000 XXXXXXXXX XXXXXX, XXX XXXX, X.X. 10017-3147
October 21, 1996
Xxxxx & Xxxxx Company
00000 Xxxx Xxxxxxx Xxxx, Xxxxx 000
Xxxxxxxx, XX 00000
Attention: Xx. Xxxx Xxxxx
Gentlemen:
Xxxxxxx, Xxxxxx Investors, L.P. ("WPI") has offered to purchase from The
Prudential Insurance Company of America ("Prudential") all of the debt and
warrants and 130,233 shares of preferred stock in Xxxxx & Xxxxx Company (the
"Company") which are currently held by Prudential (the "Securities").
Specifically, the Securities include Prudential's revolving credit note(s);
senior note(s); PIK note(s) (collectively, the "Notes"); warrants and
convertible preferred stock in the Company.
Upon acceptance of this letter as indicated by your signature below, WPI hereby
grants to the Company an option, for the Option Term set forth below, to
purchase the Securities as an entirety, effective upon WPI's purchase of the
Securities from Prudential, on the following terms:
1. EXERCISE PRICE: $23 million plus any accrued and unpaid interest due to
WPI as per paragraph 2, below. No interest or dividends will accrue or be
due or payable on the Securities during the Option Term, described below,
notwithstanding any stated interest or dividend rate or other terms of such
Securities.
2. INTEREST: The Company will pay WPI interest at an annual rate of 10%
through the last day of January, 1997 and 12% thereafter, payable on the
last day of each month during the Option Term, in arrears, based on WPI's
$23 million cost to purchase the Securities.

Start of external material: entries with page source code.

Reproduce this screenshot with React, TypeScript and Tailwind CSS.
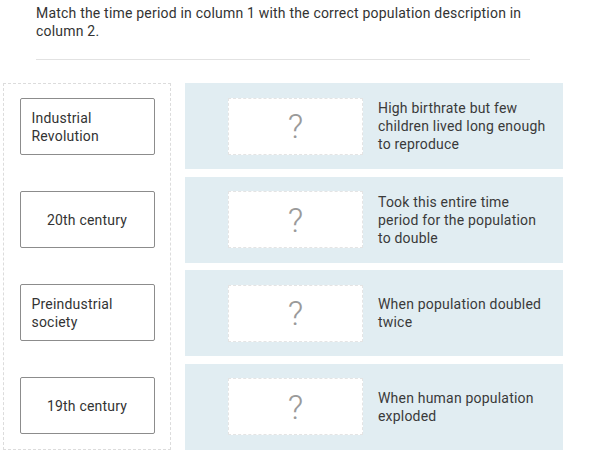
import React from 'react';

const periods = ['Industrial Revolution', '20th century', 'Preindustrial society', '19th century'];

const descriptions = [
  'High birthrate but few children lived long enough to reproduce',
  'Took this entire time period for the population to double',
  'When population doubled twice',
  'When human population exploded',
];

export default function App() {
  return (
    <div className="w-[591px] h-[456px] bg-white text-[#333] text-[14px] leading-[18px] tracking-[0.2px]" style={{ fontFamily: 'Roboto, "Liberation Sans", sans-serif' }}>
      <div className="pl-[36px] pt-[4px] w-[530px]">
        <p>Match the time period in column 1 with the correct population description in column 2.</p>
        <div className="mt-[19px] h-px bg-[#e2e2e2]" />
      </div>

      <div className="flex gap-[14px] pl-[3px] mt-[23px]">
        {/* column 1 */}
        <div className="w-[168px] border border-dashed border-[#dcdcdc] flex flex-col gap-[7.5px]">
          {periods.map((p) => (
            <div key={p} className="h-[85.5px] flex items-center justify-center">
              <div className="w-[135px] h-[57px] border border-[#8c8c8c] rounded-[2px] px-[11px] flex items-center justify-center">
                <span>{p}</span>
              </div>
            </div>
          ))}
        </div>

        {/* column 2 */}
        <div className="w-[378px] flex flex-col gap-[7.5px]">
          {descriptions.map((d) => (
            <div key={d} className="h-[86px] bg-[#e1edf2] flex items-center pl-[43px] pr-[14px]">
              <div className="w-[135px] h-[57px] shrink-0 bg-white border border-dashed border-[#e4e4e4] flex items-center justify-center">
                <span className="text-[34px] leading-none font-light text-[#9a9a9a]">?</span>
              </div>
              <p className="ml-[15px] text-[#3a3a3a]">{d}</p>
            </div>
          ))}
        </div>
      </div>
    </div>
  );
}
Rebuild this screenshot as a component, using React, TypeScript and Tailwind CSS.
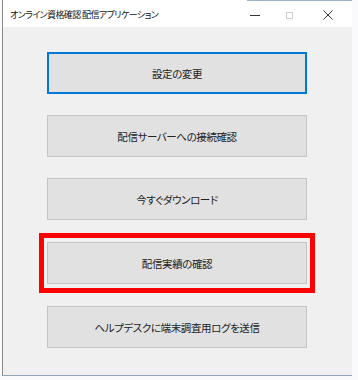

3. TERM: From the date of purchase of the Securities by WPI through April 16,
1997 (the "Option Term").
4. CLOSING: The closing will occur two business days after receipt by WPI of
written notice of the Company's intent to exercise the option, with the
purchase price payable in immediately available funds against delivery of
the Notes which shall be marked "Canceled" and certificates representing
the Securities to be sold. WPI will transfer title to the Securities free
and clear of any lien or encumbrance. WPI and the Company agree to sign
such
Xx. Xxxx Xxxxx
Page 2 October 21, 1996
documents as are necessary to effect the cancellation of the Notes and the
assignment and transfer of the Securities from WPI to the Company as
provided herein.
Effective upon grant of this option, the Company will extend the expiration date
on WPI's warrants to purchase in the aggregate 1,012,358 shares of Company
common stock from the current expiration of January 29, 1998 to January 29,
2002.
The accrual and payment of any and all interest and dividends under the terms of
the Securities will be waived during the Option Term. If the option is not
exercised, interest and dividends on the Securities will begin to accrue
pursuant to the terms of the Securities effective April 17, 1997, and the
interest provided for pursuant to paragraph 2 herein shall cease.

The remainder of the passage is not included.